ファッションは誰の為のもの?
私には、今年やっと折り合いをつけることが出来た不思議な現象がある。
中学生頃から続き、約20年かけて、やっと決着がついたのだ。
それは、毎年季節ごとにたくさんの服を買うのに、1年が経過すると着る服が一つもなくなるという現象だ。
厳密に言えば、ある。
去年も一昨年も買ったのだから。しかし、どうにも着る気がしないし、昨年どのように目の前の服をコーディネートしていたのかも分からない。
でも1年経てば流行も変わるし、私の気分も変わるのだから仕方のないことだと思っていた。
お金はかかるが、洋服ってそういうものだと思っていた。
あともう一つ、不思議だったのが洋服を買う時のテンションのピークは会計時であって、自宅のクローゼットにしまった途端、驚くほど、ときめきが失われること。
こんまりさんの片付け本では、ときめきを処分の基準とするとあったが、洋服は店にある時しかときめかないので、クローゼットにある服は全て処分対象になるではないかと思っていた。
その現象が、今年とうとう終わりを迎えた。今年はパジャマと下着以外、洋服を買っていない。
そんな現在に至るまでの、洋服(アクセサリー.バック)と私の歴史を簡単に振り返る。
【中学〜会社員時代】
とにかく流行りに乗りたい。おしゃれだと思われたい、お金があると思われたい。の一心だったと思う。
中学.高校時代は、109系のブランドのショップバックを持つことがステータスだと思っていた。
年齢がバレそうなステータスである。
大学〜会社員時代は、高級ブランドへの憧れがつのり、韓国でCHANELの偽物のバックを5万円で購入したことがある。CHANELだと思えば安いが、偽物のただのバックだと思えば高い買い物である。

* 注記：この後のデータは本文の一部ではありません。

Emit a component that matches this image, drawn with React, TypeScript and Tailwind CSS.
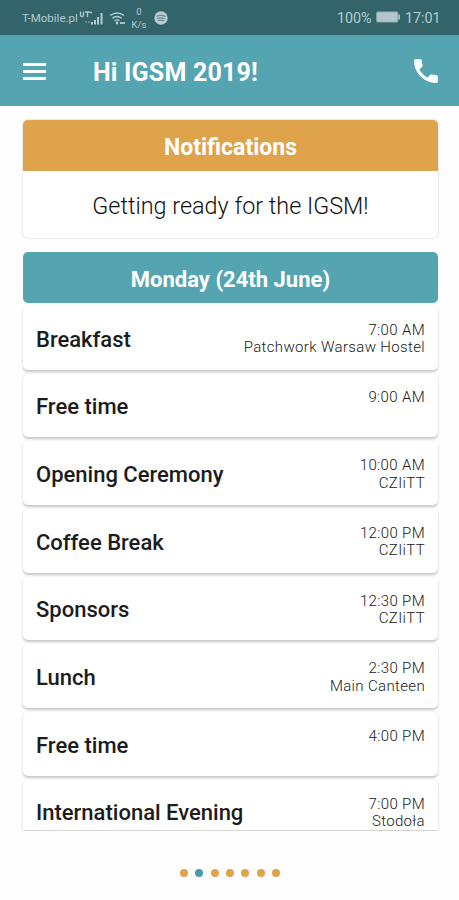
import React from "react";

type Event = { title: string; time: string; place?: string };

const events: Event[] = [
  { title: "Breakfast", time: "7:00 AM", place: "Patchwork Warsaw Hostel" },
  { title: "Free time", time: "9:00 AM" },
  { title: "Opening Ceremony", time: "10:00 AM", place: "CZIiTT" },
  { title: "Coffee Break", time: "12:00 PM", place: "CZIiTT" },
  { title: "Sponsors", time: "12:30 PM", place: "CZIiTT" },
  { title: "Lunch", time: "2:30 PM", place: "Main Canteen" },
  { title: "Free time", time: "4:00 PM" },
  { title: "International Evening", time: "7:00 PM", place: "Stodoła" },
];

function StatusBar() {
  return (
    <div className="flex h-[35px] items-center bg-[#336469] pl-[22px] pr-[19px] text-[#b0cdd1]">
      <span className="w-[56px] whitespace-nowrap pt-[2px] text-[11.5px] leading-none">T-Mobile.pl</span>
      <svg className="h-[16px] w-[26px]" viewBox="0 0 26 16" fill="currentColor">
        <path d="M2.500 1.500v3.500q0 1.500 1.500 1.500T5.500 5V1.500M7 2h5M9.500 2v5M12 2.500h2" fill="none" stroke="currentColor" strokeWidth="1.3" />
        <path d="M7 11h2v2H7zM10 11h2v2h-2z" opacity=".35" />
        <path d="M13 12h2v2.500h-2zM16 10h2v4.500h-2zM19 7h2v7.500h-2zM22.500 3h2v11.500h-2z" />
      </svg>
      <svg className="ml-[5px] h-[16px] w-[17px]" viewBox="0 0 17 16" fill="none" stroke="currentColor" strokeWidth="1.4">
        <path d="M1 5.500Q8 .5 15 5.500M3.300 8.300Q8 4.700 12.700 8.300M5.500 10.800Q8 9 10.500 10.800" />
        <circle cx="8" cy="13" r=".7" fill="currentColor" />
        <path d="M11 13h5" strokeWidth="1.8" />
      </svg>
      <div className="ml-[5px] flex w-[16px] flex-col items-center pt-[1px] text-[9.500px] leading-[13.500px]">
        <span>0</span>
        <span>K/s</span>
      </div>
      <svg className="ml-[7px] h-[14px] w-[14px]" viewBox="0 0 14 14">
        <circle cx="7" cy="7" r="6.700" fill="#bccbcf" />
        <path d="M3 5q4.300-1.400 8.200.5M3.500 7.300q3.700-1.100 7 .4M4 9.500q3-.8 5.700.3" fill="none" stroke="#668b91" strokeWidth="1.200" strokeLinecap="round" />
      </svg>
      <div className="ml-auto flex items-center text-[14.300px] leading-none">
        <span className="w-[35px] whitespace-nowrap pt-[2px]">100%</span>
        <svg className="ml-[4px] h-[12px] w-[25px]" viewBox="0 0 25 12">
          <rect x=".7" y="1" width="21" height="10" rx="1" fill="#b5c5ce" stroke="#8daeb3" />
          <path d="M22 3.500h2v5h-2z" fill="#9ab9be" />
        </svg>
        <span className="ml-[4px] w-[35px] whitespace-nowrap pt-[2px]">17:01</span>
      </div>
    </div>
  );
}

function Header() {
  return (
    <header className="flex h-[71px] items-center bg-[#54a5b1] pl-[23px] pr-[21px] text-white">
      <div className="flex w-[23px] flex-col gap-[4px] pt-px">
        <span className="h-[3px] bg-white" />
        <span className="h-[3px] bg-white" />
        <span className="h-[3px] bg-white" />
      </div>
      <h1 className="ml-[47px] whitespace-nowrap pt-[3px] text-[25px] font-bold leading-none tracking-[0.200px]">Hi IGSM 2019!</h1>
      <svg className="ml-auto h-[24px] w-[24px]" viewBox="2.700 2.700 18.600 18.600" fill="currentColor" stroke="currentColor" strokeWidth=".6">
        <path d="M6.620 10.790c1.440 2.830 3.760 5.140 6.590 6.590l2.200-2.200c.27-.27.67-.36 1.020-.24 1.120.37 2.330.57 3.570.57.55 0 1 .45 1 1V20c0 .55-.45 1-1 1-9.390 0-17-7.610-17-17 0-.55.45-1 1-1h3.500c.55 0 1 .45 1 1 0 1.250.2 2.450.57 3.570.11.35.03.74-.25 1.020l-2.200 2.200z" />
      </svg>
    </header>
  );
}

function EventCard({ title, time, place }: Event) {
  return (
    <li className="mb-[4px] flex h-[63.700px] shrink-0 items-start justify-between rounded-[5px] bg-white pl-[13px] pr-[13px] shadow-[0_1.5px_2.5px_rgba(0,0,0,0.22)]">
      <span className="mt-[19.500px] whitespace-nowrap text-[22px] font-medium leading-[28px] text-[#1c1c1c]">{title}</span>
      <div className="mt-[15.800px] whitespace-nowrap text-right text-[15px] font-light leading-[17.500px] tracking-[0.350px] text-[#202020]">
        <div>{time}</div>
        <div>{place}</div>
      </div>
    </li>
  );
}

export default function App() {
  return (
    <div className="flex h-[900px] w-[459px] flex-col overflow-hidden bg-[#fefefe] font-[Roboto,sans-serif]">
      <StatusBar />
      <Header />
      <main className="flex flex-col pt-[14px]">
        <section className="mx-[23px] h-[118px] w-[415px] overflow-hidden rounded-[5px] bg-white shadow-[0_0_2px_rgba(0,0,0,0.28)]">
          <h2 className="flex h-[51px] items-center justify-center bg-[#dfa34b] pt-[5px] text-[23px] font-bold text-white">Notifications</h2>
          <p className="flex h-[67px] items-center justify-center pt-[4px] text-[23.400px] font-light text-[#111]">Getting ready for the IGSM!</p>
        </section>
        <h2 className="mx-[23px] mt-[14px] flex h-[51px] w-[415px] items-center justify-center rounded-[5px] bg-[#54a5b1] pt-[3px] text-[22px] font-bold text-white">Monday (24th June)</h2>
        <ul className="mx-[20px] flex h-[527px] w-[421px] flex-col overflow-hidden px-[3px] pt-[3px]">
          {events.map((event) => (
            <EventCard key={event.time} {...event} />
          ))}
        </ul>
        <div className="mx-[23px] h-px w-[415px] bg-[#d5d5d5]" />
        <div className="ml-px mt-[38px] flex justify-center gap-[7.400px]">
          {[0, 1, 2, 3, 4, 5, 6].map((page) => (
            <span key={page} className={page === 1 ? "h-[8px] w-[8px] rounded-full bg-[#459dab]" : "h-[8px] w-[8px] rounded-full bg-[#dfa34b]"} />
          ))}
        </div>
      </main>
    </div>
  );
}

大学の時、当時の彼氏にCHANELのロゴのネックレスを買ってもらった。これは本物だが確か2万円位で、大学生のバイト代でもギリギリ手が届く金額だった。CHANELのピアスも自分のバイト代で買った。こうして書き起こすと、やたらとCHANELへの執着が感じられる。
【専業主婦時代】
今までとは真逆の現象が起きる。
母親が派手なアクセサリーやバックを持つと悪目立ちすると思い、大学〜会社員時代にコツコツ集めたCHANELはクローゼットの奥にしまわれた。
「乳幼児を連れた母親がばっちりメイクしているのを見ると、その間赤ちゃんどうしてたの?と思っちゃう」という書き込みをネット上で発見し、私はメイクやおしゃれをしてはいけないのだと思い込んだ。
謎に夫のパーカーやシャツを借りて、着たりして、夫の服を着れば節約になるし、カジュアルで良いお母さんっぽいなぁーと思ったりしていた。
でも、全く好きなファッションではないので、気分は上がらなかった。
これらの時代を経て、父の死を経験してから、自分らしく生きたいと心から願うようになった。
まずは、身近なところで...とクローゼットを見回すと、自分が今までどれだけ他人の目を気にして、洋服を選んでいたのかが分かった。
それからは、とにかく自分ファーストで自分に似合うもの、着たいものを買うようになった。
年齢、属性はあまり気にしなかった。
そして、気に入らない服はどんどん捨てた。CHANELのアクセサリーも売った。
そのようにクローゼットの総入れ替え作業をして、2年。
ついに今年は洋服を買わないまま、年末を迎える。これ大袈裟でなく人生初かも。
しかも1着も買ってないのに、クローゼットの中には明日着たいと思う服が何着もある。
毎年たくさん買うのに、着る服が1着もなかった時と正反対だ。
学生〜会社員時代の自分も、専業主婦時代の自分も、洋服やアクセサリーを『周りにこう思われたい』を表現するアイテムとして使っていた。
『流行りに敏感だと思われたい』
『お金を持っていると思われたい』
『良い母親だと思われたい』
自分の内側の欲求や、自分に似合うかどうかという基本的なことを完全に無視していたのだ。
だから、すぐに着たくなくなるものでクローゼットが埋め尽くされていた。
些細なことかもしれないが、クローゼットに必ず着る服しか並んでいないというのは、想像以上に気持ちがいいし、朝の準備も楽だ。
これからも、自分の内側の声に耳を傾けてファッションを楽しみたいと思う。